And with the night came another thought to Auntie.
"Sylvia and Molly," she said the next morning, "I have been thinking so about those poor people—the man who found the watch I mean—and his family," for he had told them he was married and had children. "I do feel so grateful to him. I feel that I must go and see for myself if they are so very poor. You have the exact address?"
"Oh yes," Molly replied, "we wrote it down. But oh, Auntie dear, you will let us go with you."
Auntie hesitated a little, but yielded in the end.
"You will promise to let me go in first," she said, "just to see that it is quite respectable, and no infectious illness or anything that could hurt you."
Bernard hardly knew his little wife again when he got home that evening. The fifty francs had greatly cheered her the night before, but their influence could not explain the state of delight between tears and laughter in which he found her this time.

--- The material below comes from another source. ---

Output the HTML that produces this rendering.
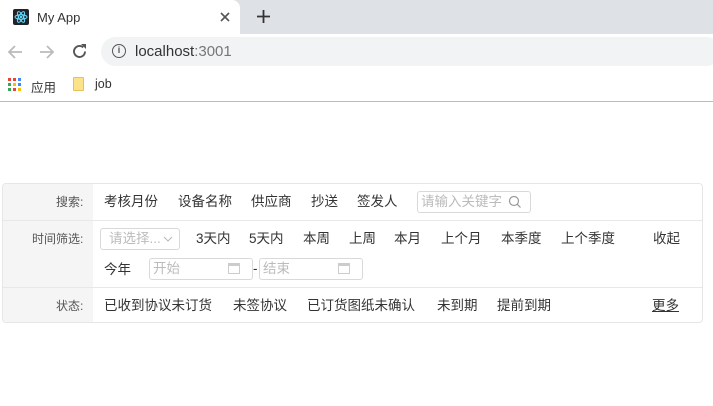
<!DOCTYPE html>
<html><head><meta charset="utf-8"><style>
*{margin:0;padding:0;box-sizing:border-box}
body{width:713px;height:406px;overflow:hidden;background:#fff;font-family:"Liberation Sans","Noto Sans CJK SC",sans-serif;position:relative}
.a{position:absolute;white-space:nowrap}
.t{font-size:13.5px;color:#333;line-height:16px}
.lab{font-size:12px;color:#555;line-height:16px}
.ph{color:#bbb}
.box{position:absolute;border:1px solid #d9d9d9;border-radius:3px;background:#fff}
</style></head><body>
<div class="a" style="left:0;top:0;width:713px;height:34px;background:#dee1e6"></div>
<div class="a" style="left:0;top:0;width:240px;height:34px;background:#fff;border-radius:0 8px 0 0"></div>
<div class="a" style="left:13px;top:9px;width:16px;height:16px;background:#20232a;border-radius:2px"><svg width="16" height="16" viewBox="0 0 16 16"><g fill="none" stroke="#61dafb" stroke-width="1"><ellipse cx="8" cy="8" rx="6" ry="2.3"/><ellipse cx="8" cy="8" rx="6" ry="2.3" transform="rotate(60 8 8)"/><ellipse cx="8" cy="8" rx="6" ry="2.3" transform="rotate(120 8 8)"/></g><circle cx="8" cy="8" r="1.2" fill="#61dafb"/></svg></div>
<div class="a" style="left:37px;top:10px;font-size:13px;color:#333">My App</div>
<svg class="a" style="left:220px;top:12px" width="10" height="10" viewBox="0 0 10 10"><path d="M1 1L9 9M9 1L1 9" stroke="#555" stroke-width="1.6"/></svg>
<svg class="a" style="left:257px;top:10px" width="13" height="13" viewBox="0 0 13 13"><path d="M6.5 0V13M0 6.5H13" stroke="#333" stroke-width="1.8"/></svg>
<svg class="a" style="left:7px;top:44px" width="16" height="16" viewBox="0 0 16 16"><path d="M15 8H2M8 2L2 8L8 14" fill="none" stroke="#bbb" stroke-width="1.8"/></svg>
<svg class="a" style="left:39px;top:44px" width="16" height="16" viewBox="0 0 16 16"><path d="M1 8H14M8 2L14 8L8 14" fill="none" stroke="#bbb" stroke-width="1.8"/></svg>
<svg class="a" style="left:71px;top:43px" width="17" height="17" viewBox="0 0 17 17"><path d="M14 8.5A5.5 5.5 0 1 1 12.2 4.4" fill="none" stroke="#555" stroke-width="1.9"/><path d="M10 1H15V6Z" fill="#555"/></svg>
<div class="a" style="left:101px;top:37px;width:620px;height:29px;background:#f1f3f4;border-radius:15px"></div>
<div class="a" style="left:112px;top:44px;width:14px;height:14px;border:1.5px solid #555;border-radius:50%;font-size:9px;text-align:center;line-height:11px;color:#555;font-weight:bold">i</div>
<div class="a" style="left:135px;top:43px;font-size:15px;color:#333">localhost<span style="color:#777">:3001</span></div>
<svg class="a" style="left:8px;top:78px" width="13" height="13" viewBox="0 0 13 13">
<rect x="0" y="0" width="3" height="3" fill="#ea4335"/><rect x="5" y="0" width="3" height="3" fill="#ea4335"/><rect x="10" y="0" width="3" height="3" fill="#4285f4"/>
<rect x="0" y="5" width="3" height="3" fill="#34a853"/><rect x="5" y="5" width="3" height="3" fill="#fbbc05"/><rect x="10" y="5" width="3" height="3" fill="#4285f4"/>
<rect x="0" y="10" width="3" height="3" fill="#34a853"/><rect x="5" y="10" width="3" height="3" fill="#ea4335"/><rect x="10" y="10" width="3" height="3" fill="#fbbc05"/></svg>
<div class="a" style="left:31px;top:77px;font-size:12.5px;color:#333">应用</div>
<div class="a" style="left:73px;top:77px;width:11px;height:14px;background:#fce38a;border:1px solid #e5c15a;border-radius:1px"></div>
<div class="a" style="left:95px;top:77px;font-size:12.5px;color:#333">job</div>
<div class="a" style="left:0;top:101px;width:713px;height:1px;background:#bbb"></div>

<div class="a" style="left:2px;top:183px;width:701px;height:140px;border:1px solid #e6e6e6;border-radius:4px;overflow:hidden">
<div class="a" style="left:0;top:0;width:90px;height:140px;background:#f5f5f5"></div>
<div class="a" style="left:0;top:36px;width:701px;height:1px;background:#e8e8e8"></div>
<div class="a" style="left:0;top:103px;width:701px;height:1px;background:#e8e8e8"></div>
</div>
<div class="a lab" style="left:56px;top:194px">搜索:</div>
<div class="a lab" style="left:32px;top:231px">时间筛选:</div>
<div class="a lab" style="left:56px;top:298px">状态:</div>

<div class="a t" style="left:104px;top:194px">考核月份</div>
<div class="a t" style="left:178px;top:194px">设备名称</div>
<div class="a t" style="left:251px;top:194px">供应商</div>
<div class="a t" style="left:311px;top:194px">抄送</div>
<div class="a t" style="left:357px;top:194px">签发人</div>
<div class="box" style="left:417px;top:191px;width:114px;height:22px"></div>
<div class="a t ph" style="left:421px;top:194px">请输入关键字</div>
<svg class="a" style="left:508px;top:195px" width="14" height="14" viewBox="0 0 14 14"><circle cx="6" cy="6" r="4.5" fill="none" stroke="#999" stroke-width="1.2"/><path d="M9.3 9.3L12.5 12.5" stroke="#999" stroke-width="1.2"/></svg>

<div class="box" style="left:100px;top:228px;width:80px;height:22px"></div>
<div class="a t ph" style="left:109px;top:231px">请选择...</div>
<svg class="a" style="left:163px;top:235px" width="10" height="8" viewBox="0 0 10 8"><path d="M1 2L5 6L9 2" fill="none" stroke="#bbb" stroke-width="1.1"/></svg>
<div class="a t" style="left:196px;top:231px">3天内</div>
<div class="a t" style="left:249px;top:231px">5天内</div>
<div class="a t" style="left:303px;top:231px">本周</div>
<div class="a t" style="left:349px;top:231px">上周</div>
<div class="a t" style="left:394px;top:231px">本月</div>
<div class="a t" style="left:441px;top:231px">上个月</div>
<div class="a t" style="left:501px;top:231px">本季度</div>
<div class="a t" style="left:561px;top:231px">上个季度</div>
<div class="a t" style="left:653px;top:231px">收起</div>
<div class="a t" style="left:104px;top:262px">今年</div>
<div class="box" style="left:149px;top:258px;width:104px;height:22px"></div>
<div class="a t ph" style="left:153px;top:261px">开始</div>
<div class="a" style="left:228px;top:263px;width:12px;height:11px;border:1px solid #ccc;border-top-width:3px"></div>
<div class="a t" style="left:253px;top:261px">-</div>
<div class="box" style="left:259px;top:258px;width:104px;height:22px"></div>
<div class="a t ph" style="left:263px;top:261px">结束</div>
<div class="a" style="left:338px;top:263px;width:12px;height:11px;border:1px solid #ccc;border-top-width:3px"></div>

<div class="a t" style="left:104px;top:298px">已收到协议未订货</div>
<div class="a t" style="left:233px;top:298px">未签协议</div>
<div class="a t" style="left:307px;top:298px">已订货图纸未确认</div>
<div class="a t" style="left:437px;top:298px">未到期</div>
<div class="a t" style="left:497px;top:298px">提前到期</div>
<div class="a t" style="left:652px;top:298px;text-decoration:underline">更多</div>
</body></html>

"Oh, my friend—oh, Bernard," she exclaimed, "what a happy thing it was for us that you found the watch's owner and took it at once! They have been here; only fancy such distinguished ladies coming themselves so far just to see if they could be of any service to us in return for ours to them. That was how they put it—was it not touching? The old lady"—poor Auntie, I don't think she would quite have liked that!—"to whom belongs the watch, so good and kind, oh, so kind; and the younger ones two angels, angels simply, I repeat it, Bernard. And when they heard all—I could hide nothing, they questioned me with such sympathy, about Paul's bronchitis and all—they set to work to consider how best they could help us. The lady gave Paul, into his own little hand, another note of fifty francs. That will clear off everything, and make us quite as well off as before his illness; and besides that, they have a good deal of work they want me to do, that will be well paid, better paid than what I do for the shops. And they will try to recommend me to some of their friends,—what I have always wished for, to work for ladies direct instead of for the shops. Oh, Bernard, it was a happy day for us when you found that old watch!"
There is no need to say that Auntie and her nieces were as good as their word.
"On the whole," said Molly, with her customary philosophy, "it was almost worth while to go through all the unhappiness for the sake of the delight of getting the watch back again, especially as it really has been a good thing for those nice poor people. But, Auntie, you will have all your dresses made with watch-pockets now, won't you?"